On states of consciousness in the light of Andean and pre-Columbian wisdom
THE EXPANDED STATE OF CONSCIOUSNESS (HANANPACHA)
The culture of oneness
When will the humanity of the third millennium finally be able to adapt its feelings and experiences to the new paradigms of modern science? How can this ancient feeling of isolation and separation be overcome? We need to understand and feel urgently that we are not strangers in the universe, that we were not thrown onto this planet by divine whim, that we did not come from outside, that we did not arrive as migratory birds to spend time in foreign lands; we grew on this world like plants, flowers and fruits. Alan Watts — free translation.
The difficulty in accepting and considering that our emotional and existential postures, the management and categorization of our perceptions, determine to a marked degree the quality of our lives and achievements, induces, as an epistemological consequence, the emergence and maintenance of various beliefs such as 'we are exiled beings on the planet and condemned to suffer'; or 'the world is an external object and we are separate subjects inserted into it, struggling to survive'. These ideas belong to the past, myths of previous millennia. Despite the demonstrations of ecology and the new Physics, teaching that individuals and environments integrate a single system — with the multiple manifestations of unification, of present and creative space-time — much is still missing for humanity to incorporate this knowledge, opening spaces for a more integrated level of consciousness, life and responsibility. The experience of the state-of-being does not need to mean a struggle to dominate the environment; it can be felt as it actually is: a creative process where the action of the subject and of the context are integrated, one. I am that which the unified field, the entire environment (the universe), is bringing about. We pretend that the origin of our actions is located within each one of us; to limit the 'I' to some center of decision and energy located within a membrane, a layer of skin, is in fact a convention, a social consensus.

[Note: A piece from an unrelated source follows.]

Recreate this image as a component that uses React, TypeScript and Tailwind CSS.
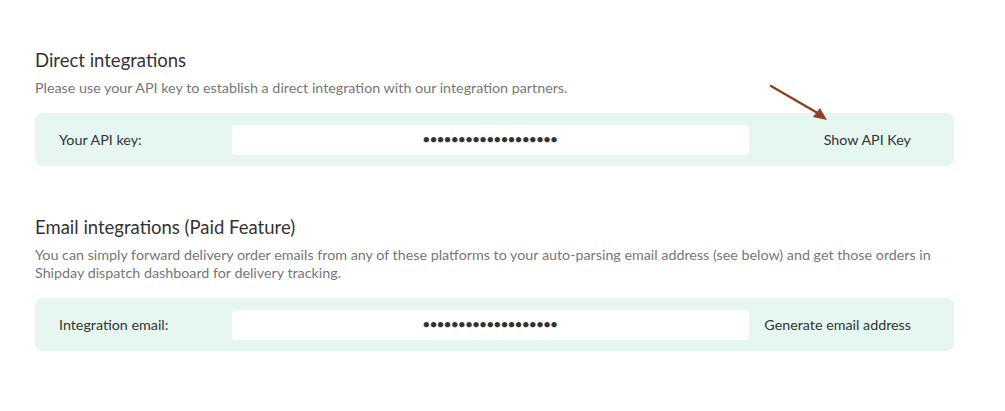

The force of habit makes it difficult to realize and feel that we are in fact reverberating, with some degree of responsibility, the fabric of the universe. This would be a sense of identity consistent with and compatible with the current scientific description of organisms and entities. It would involve the sensation of 1. the external world, 2. our bodies and 3. our minds and consciousness (cognition in a broad sense): this trinity, as a unity, revealing our beings as fractal expressions of universal being, demonstrating the oneness of the state-of-being. The rational, intellectual understanding of this oneness is an important point, but its apprehension and knowledge at the level of feeling, of experience through mystical union, is the fundamental goal, the realization of the essence, of the phenomenon. To experience our identity with the cosmos is essentially and by definition a pantheistic goal, but it is part of the program and aspirations of many immanentist spiritual traditions, such as Taoism, Zen and other Buddhist sects mainly. In some more reserved way, such experience occurs in the most esoteric core of some sects of a more philosophical orientation, with Christian, Jewish and Islamic roots.